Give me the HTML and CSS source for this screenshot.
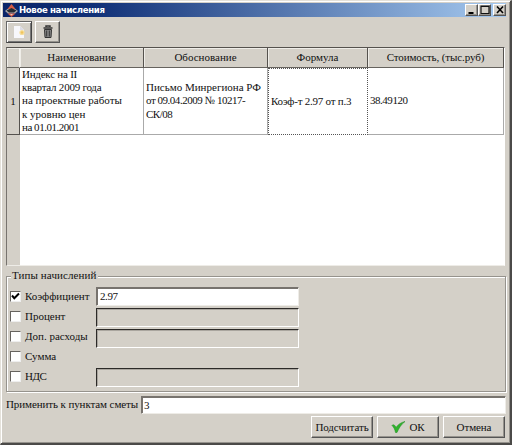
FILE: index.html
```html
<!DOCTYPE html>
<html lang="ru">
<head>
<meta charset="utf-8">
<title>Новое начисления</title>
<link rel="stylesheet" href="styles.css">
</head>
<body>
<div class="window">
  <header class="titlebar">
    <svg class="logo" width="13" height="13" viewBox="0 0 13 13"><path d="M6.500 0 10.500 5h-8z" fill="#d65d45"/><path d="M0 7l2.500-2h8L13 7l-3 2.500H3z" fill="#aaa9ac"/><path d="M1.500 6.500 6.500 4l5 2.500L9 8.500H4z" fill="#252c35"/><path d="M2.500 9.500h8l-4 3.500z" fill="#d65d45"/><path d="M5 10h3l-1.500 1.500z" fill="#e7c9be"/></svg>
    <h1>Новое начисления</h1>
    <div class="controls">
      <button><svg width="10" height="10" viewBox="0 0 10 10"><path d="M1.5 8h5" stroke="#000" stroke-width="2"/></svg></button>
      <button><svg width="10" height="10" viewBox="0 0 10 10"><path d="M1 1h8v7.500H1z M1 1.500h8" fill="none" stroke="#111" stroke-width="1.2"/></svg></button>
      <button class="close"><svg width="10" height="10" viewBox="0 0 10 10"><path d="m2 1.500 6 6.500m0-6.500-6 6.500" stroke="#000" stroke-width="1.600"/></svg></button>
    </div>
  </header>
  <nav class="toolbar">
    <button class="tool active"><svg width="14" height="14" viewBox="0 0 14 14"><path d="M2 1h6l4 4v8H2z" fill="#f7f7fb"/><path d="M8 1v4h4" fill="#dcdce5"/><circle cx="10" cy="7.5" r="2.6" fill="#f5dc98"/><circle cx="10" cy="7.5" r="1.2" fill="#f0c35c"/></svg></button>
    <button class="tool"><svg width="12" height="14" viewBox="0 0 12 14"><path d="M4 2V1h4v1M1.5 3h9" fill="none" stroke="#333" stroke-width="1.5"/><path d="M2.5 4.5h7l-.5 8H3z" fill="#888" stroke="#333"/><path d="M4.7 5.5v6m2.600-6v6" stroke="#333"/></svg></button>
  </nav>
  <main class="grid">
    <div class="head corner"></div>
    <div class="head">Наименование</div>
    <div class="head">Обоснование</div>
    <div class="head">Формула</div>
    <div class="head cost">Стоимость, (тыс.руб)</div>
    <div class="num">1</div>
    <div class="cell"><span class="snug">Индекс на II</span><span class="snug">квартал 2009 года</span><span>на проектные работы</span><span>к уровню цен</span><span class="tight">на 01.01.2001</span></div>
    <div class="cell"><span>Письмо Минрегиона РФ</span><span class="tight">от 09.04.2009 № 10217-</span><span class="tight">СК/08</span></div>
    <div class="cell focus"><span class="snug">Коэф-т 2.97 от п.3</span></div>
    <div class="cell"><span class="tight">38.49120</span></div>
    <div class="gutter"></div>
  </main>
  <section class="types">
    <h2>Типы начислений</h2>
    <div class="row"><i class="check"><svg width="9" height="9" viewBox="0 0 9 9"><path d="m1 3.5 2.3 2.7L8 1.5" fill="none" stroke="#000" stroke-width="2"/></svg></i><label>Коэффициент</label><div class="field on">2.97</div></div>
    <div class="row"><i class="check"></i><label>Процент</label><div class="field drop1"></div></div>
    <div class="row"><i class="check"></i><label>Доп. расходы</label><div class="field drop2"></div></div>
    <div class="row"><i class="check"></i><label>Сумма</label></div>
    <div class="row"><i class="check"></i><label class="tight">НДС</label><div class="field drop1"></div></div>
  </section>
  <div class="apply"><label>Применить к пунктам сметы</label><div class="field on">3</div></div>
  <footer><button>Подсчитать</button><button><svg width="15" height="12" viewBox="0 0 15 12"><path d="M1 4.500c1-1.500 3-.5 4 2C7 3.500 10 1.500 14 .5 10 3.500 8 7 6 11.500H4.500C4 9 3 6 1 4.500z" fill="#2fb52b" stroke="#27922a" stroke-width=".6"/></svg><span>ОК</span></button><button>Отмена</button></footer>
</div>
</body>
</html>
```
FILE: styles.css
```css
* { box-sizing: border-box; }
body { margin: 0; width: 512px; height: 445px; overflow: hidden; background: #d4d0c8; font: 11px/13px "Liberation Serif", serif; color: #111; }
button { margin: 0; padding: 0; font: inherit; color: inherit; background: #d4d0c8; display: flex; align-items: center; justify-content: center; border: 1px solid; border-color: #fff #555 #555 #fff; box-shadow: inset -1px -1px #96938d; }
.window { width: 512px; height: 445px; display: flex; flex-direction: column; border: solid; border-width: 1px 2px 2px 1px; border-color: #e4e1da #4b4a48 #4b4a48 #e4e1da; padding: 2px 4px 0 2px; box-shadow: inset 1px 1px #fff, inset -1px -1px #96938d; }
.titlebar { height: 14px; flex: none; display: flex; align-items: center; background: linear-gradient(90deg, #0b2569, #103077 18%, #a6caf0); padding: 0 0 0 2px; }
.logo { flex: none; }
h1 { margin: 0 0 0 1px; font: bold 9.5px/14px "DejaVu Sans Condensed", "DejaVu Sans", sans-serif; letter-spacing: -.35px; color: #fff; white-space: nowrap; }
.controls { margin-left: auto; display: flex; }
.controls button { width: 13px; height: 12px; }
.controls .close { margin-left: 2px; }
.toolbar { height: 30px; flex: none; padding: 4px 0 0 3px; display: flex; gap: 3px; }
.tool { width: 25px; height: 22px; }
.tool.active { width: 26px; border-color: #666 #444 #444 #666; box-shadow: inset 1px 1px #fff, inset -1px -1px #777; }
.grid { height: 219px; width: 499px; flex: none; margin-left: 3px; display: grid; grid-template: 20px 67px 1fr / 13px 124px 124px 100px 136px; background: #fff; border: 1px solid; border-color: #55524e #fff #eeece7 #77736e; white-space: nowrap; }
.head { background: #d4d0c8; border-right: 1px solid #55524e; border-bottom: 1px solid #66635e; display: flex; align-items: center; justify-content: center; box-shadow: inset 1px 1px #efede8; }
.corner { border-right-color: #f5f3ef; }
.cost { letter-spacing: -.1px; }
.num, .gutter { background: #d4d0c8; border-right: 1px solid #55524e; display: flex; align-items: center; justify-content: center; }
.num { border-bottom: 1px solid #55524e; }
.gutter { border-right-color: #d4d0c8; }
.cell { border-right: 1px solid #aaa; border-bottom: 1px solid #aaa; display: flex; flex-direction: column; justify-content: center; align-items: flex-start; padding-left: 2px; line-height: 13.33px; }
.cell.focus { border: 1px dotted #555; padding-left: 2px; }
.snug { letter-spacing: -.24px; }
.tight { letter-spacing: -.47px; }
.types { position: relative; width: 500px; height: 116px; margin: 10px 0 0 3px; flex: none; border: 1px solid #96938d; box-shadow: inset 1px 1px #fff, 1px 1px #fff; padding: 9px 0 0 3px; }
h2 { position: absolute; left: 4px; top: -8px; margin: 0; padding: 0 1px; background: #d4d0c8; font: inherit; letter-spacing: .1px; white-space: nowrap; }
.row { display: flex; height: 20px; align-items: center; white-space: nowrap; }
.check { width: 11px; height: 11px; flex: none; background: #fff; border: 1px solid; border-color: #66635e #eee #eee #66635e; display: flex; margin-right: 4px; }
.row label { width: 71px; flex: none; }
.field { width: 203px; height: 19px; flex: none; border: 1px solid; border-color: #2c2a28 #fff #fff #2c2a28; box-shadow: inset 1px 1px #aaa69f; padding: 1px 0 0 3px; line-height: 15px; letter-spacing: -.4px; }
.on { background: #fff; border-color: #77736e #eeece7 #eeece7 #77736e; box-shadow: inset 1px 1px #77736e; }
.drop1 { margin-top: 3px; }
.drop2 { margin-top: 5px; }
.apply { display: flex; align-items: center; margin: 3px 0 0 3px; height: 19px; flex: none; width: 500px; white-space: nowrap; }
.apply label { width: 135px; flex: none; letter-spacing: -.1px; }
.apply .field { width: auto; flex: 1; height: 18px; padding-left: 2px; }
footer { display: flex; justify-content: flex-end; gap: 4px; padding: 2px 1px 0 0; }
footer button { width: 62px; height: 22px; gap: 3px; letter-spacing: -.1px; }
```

:::

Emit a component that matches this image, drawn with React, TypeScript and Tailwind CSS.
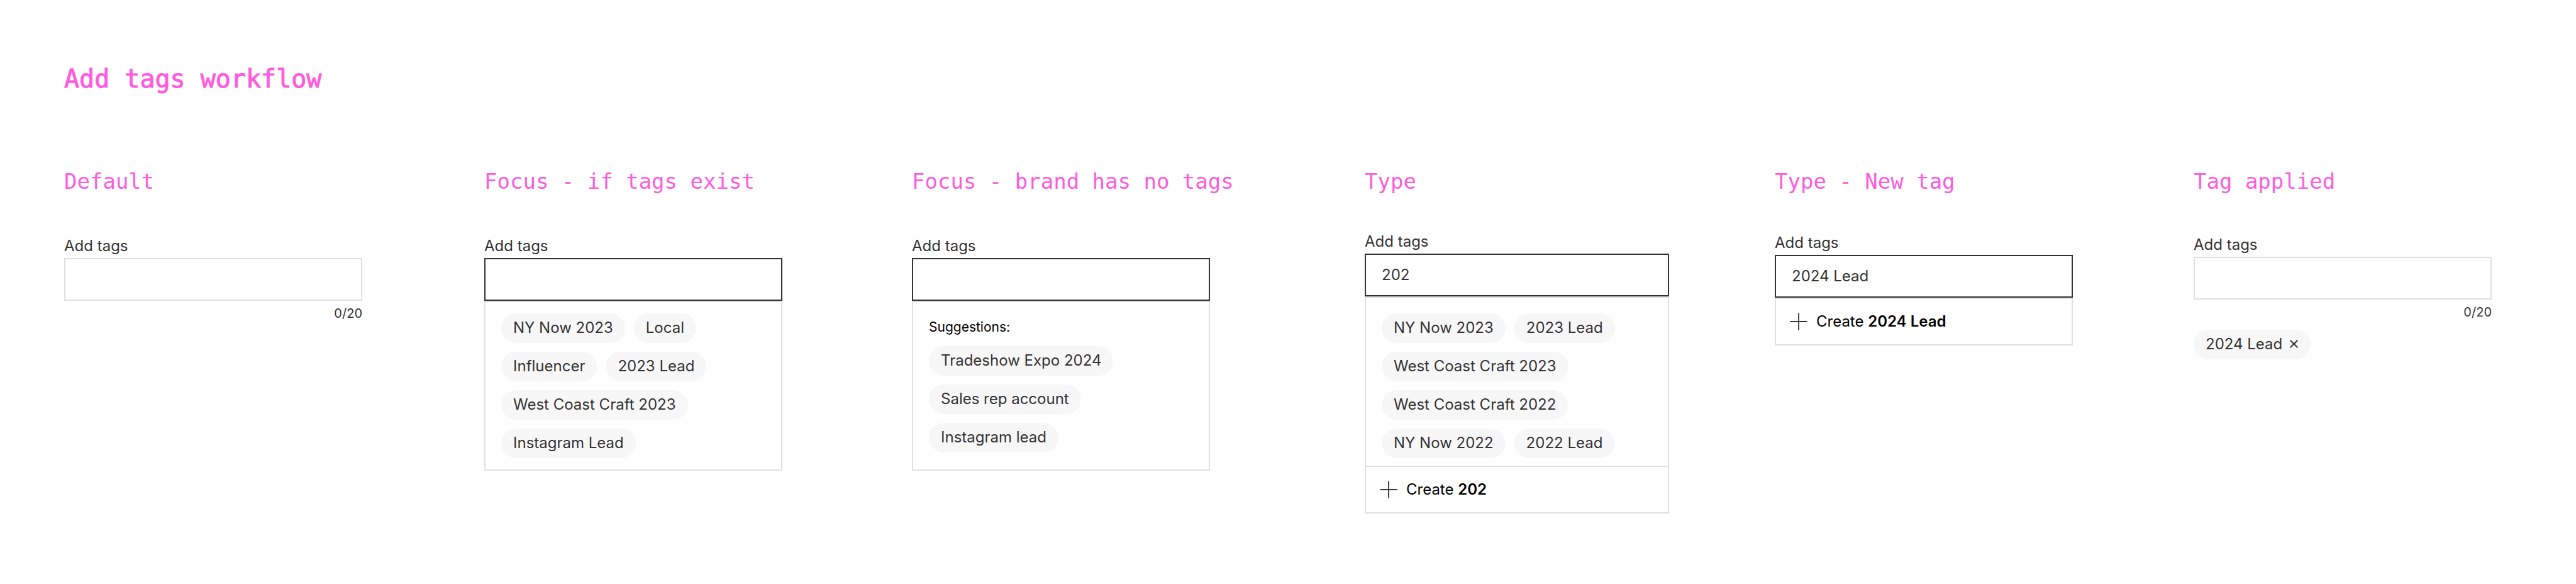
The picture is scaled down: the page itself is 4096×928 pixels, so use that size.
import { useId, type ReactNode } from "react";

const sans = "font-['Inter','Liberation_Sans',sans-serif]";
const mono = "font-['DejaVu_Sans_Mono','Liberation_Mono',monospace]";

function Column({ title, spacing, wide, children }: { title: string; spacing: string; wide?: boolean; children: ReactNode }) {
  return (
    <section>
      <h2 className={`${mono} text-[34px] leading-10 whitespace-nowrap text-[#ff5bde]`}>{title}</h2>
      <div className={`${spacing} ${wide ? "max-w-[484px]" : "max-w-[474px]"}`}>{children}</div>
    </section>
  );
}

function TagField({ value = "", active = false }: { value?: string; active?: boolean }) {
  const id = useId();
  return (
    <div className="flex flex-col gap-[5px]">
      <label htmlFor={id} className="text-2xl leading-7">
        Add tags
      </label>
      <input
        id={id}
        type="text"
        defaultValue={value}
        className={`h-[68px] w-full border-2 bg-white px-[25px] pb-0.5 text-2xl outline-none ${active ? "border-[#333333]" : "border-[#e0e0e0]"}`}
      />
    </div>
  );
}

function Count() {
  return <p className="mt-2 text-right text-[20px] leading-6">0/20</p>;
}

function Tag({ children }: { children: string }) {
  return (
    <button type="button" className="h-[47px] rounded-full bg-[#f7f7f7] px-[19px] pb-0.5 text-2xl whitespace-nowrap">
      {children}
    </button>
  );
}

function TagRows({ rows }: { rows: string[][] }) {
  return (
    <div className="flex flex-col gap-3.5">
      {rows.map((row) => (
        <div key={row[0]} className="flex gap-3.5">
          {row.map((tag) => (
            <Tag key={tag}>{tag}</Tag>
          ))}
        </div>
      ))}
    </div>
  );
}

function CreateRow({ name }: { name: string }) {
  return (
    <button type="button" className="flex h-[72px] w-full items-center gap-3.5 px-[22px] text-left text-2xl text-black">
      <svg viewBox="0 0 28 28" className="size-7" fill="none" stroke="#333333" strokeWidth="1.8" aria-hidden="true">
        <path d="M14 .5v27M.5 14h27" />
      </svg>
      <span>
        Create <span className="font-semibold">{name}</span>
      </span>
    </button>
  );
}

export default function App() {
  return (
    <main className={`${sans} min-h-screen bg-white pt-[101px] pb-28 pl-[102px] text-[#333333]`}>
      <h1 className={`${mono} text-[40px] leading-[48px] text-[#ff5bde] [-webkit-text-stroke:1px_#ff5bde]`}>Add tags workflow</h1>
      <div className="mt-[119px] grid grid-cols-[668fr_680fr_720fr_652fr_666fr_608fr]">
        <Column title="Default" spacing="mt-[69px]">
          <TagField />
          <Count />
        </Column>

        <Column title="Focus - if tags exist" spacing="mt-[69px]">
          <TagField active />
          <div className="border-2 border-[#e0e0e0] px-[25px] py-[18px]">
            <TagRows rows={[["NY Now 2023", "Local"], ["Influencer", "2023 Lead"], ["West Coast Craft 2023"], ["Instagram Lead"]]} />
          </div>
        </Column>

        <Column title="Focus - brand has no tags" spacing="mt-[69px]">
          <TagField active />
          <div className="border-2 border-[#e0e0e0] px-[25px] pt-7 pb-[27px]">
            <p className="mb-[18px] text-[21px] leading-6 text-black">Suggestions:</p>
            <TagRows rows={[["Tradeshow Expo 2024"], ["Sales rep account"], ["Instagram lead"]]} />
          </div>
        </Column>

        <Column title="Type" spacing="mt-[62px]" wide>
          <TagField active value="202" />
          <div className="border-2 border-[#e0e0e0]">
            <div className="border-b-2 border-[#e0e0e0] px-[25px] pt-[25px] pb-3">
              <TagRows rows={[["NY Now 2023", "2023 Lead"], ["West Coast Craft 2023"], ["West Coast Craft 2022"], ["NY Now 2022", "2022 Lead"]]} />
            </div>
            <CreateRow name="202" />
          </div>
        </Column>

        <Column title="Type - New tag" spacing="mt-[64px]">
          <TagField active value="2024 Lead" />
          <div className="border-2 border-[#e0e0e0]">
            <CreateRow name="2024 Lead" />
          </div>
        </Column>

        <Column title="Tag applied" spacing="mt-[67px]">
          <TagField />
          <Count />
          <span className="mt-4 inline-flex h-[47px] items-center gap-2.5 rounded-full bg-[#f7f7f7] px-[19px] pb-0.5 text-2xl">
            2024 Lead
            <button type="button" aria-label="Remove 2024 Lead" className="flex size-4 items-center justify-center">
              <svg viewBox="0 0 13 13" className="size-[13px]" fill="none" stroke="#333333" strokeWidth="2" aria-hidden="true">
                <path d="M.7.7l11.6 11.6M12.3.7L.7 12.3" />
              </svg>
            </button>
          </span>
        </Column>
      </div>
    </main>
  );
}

:::

_Your instructions:_
Reproduce word for word the material above, beginning with the line that contains "The picture is" and ending with the line that contains "useId, type ReactNode".

_Written solution:_
The picture is scaled down: the page itself is 4096×928 pixels, so use that size.
import { useId, type ReactNode } from "react";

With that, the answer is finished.